There was a time when Regina Ragan, now a researcher in quantum
mechanics, wondered if she'd ever go to college.
Ragan attended a high school in Southern California that had
few math teachers. Her geometry teacher was trained as an English
teacher.
"He'd sit there with the book, and I remember myself and
another girl would sometimes correct him," she recalls. "It
got to the point where I taught myself."
"That was a pivotal experience. I thought, I can't do this
for the rest of my life," she says.
Determined to get an education, Ragan left what many think of
as paradise to return to school. A year out of high school, she
was ineligible for most scholarships and loans, so she got a job
handling billing and schedules at a trucking company while attending
a junior college part-time.
After some time at this, she decided it was taking too long to
finish school, so she quit her job and transferred as a full-time
student to UCLA. Initially, she majored in chemical engineering,
planning to complete school and go to work.

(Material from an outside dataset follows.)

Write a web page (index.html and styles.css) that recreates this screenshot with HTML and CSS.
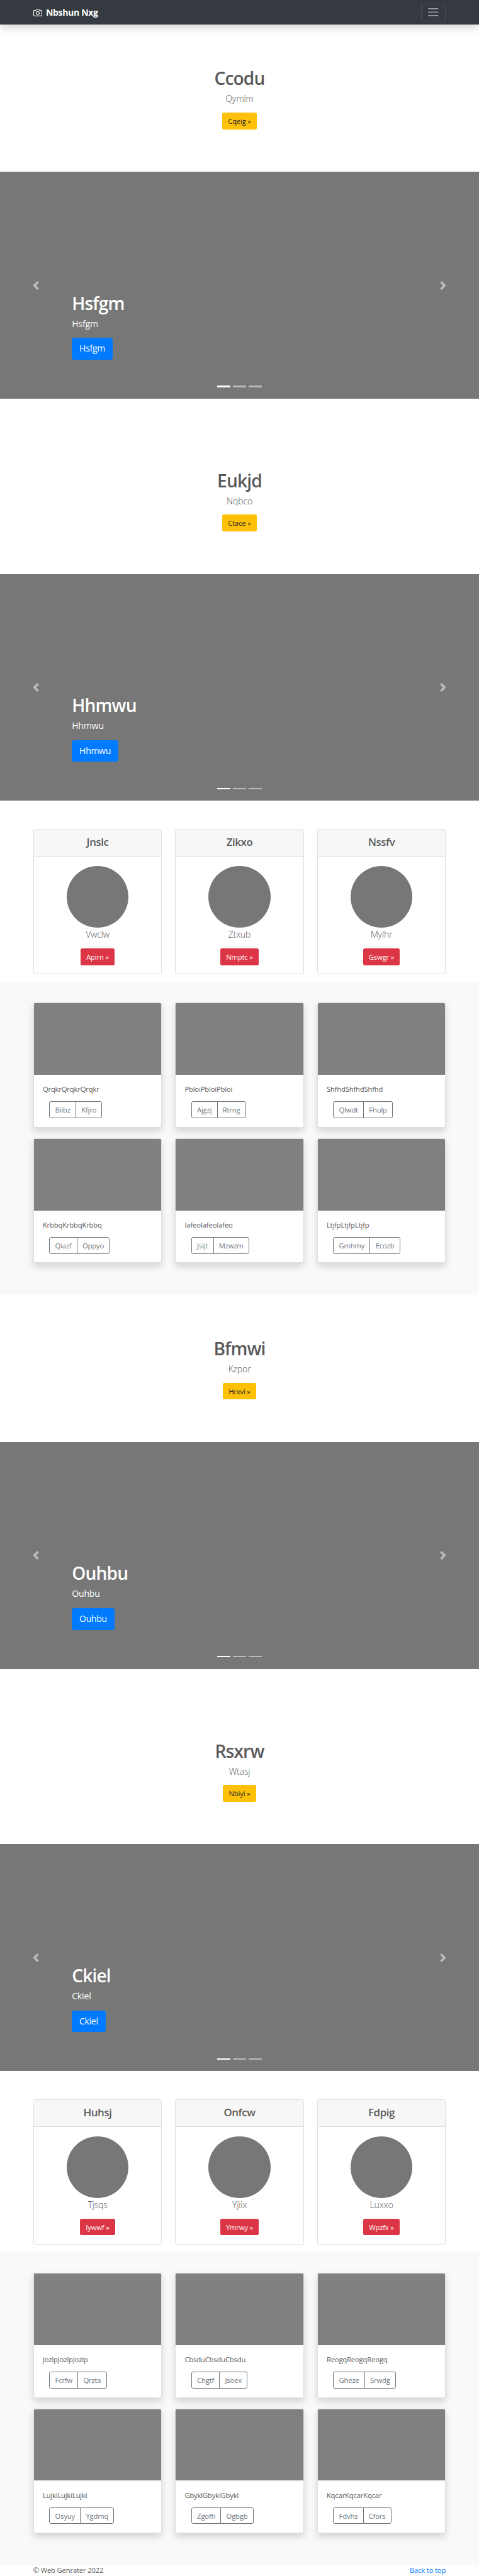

That was until she
discovered quantum mechanics.
She was influenced by a young, enthusiastic professor, and she
went to work in his quantum molecular dynamics lab.
"He reminded me that I could still do whatever I wanted,"
Ragan recalls. She graduated as the top student in the school
of engineering and applied sciences at UCLA.
She received her PhD in applied physics from the prestigious
California Institute of Technology (Caltech). She's now partly
through a two-year post-doc position at HP Labs.
"I had offers for permanent jobs, but I wanted to work here
more than anywhere else," she says. "I was impressed
with the people I'd be working with."
Ragan's job involves using the Scanning Tunneling Microscope
to grow and analyze the nanoscale wires.
"When you talk about nanotechnology, you start getting
into the area where you may have quantum effects - a lot of them,"
she says. "When you're looking at things on that small a
scale, on the order of tens of nanometers, it's like you're exploring
new properties."
Although her path has been rockier than many, Ragan says she
isn't sorry to have experienced what she did. "It taught
me that I could jump any hurdles to achieve what I want."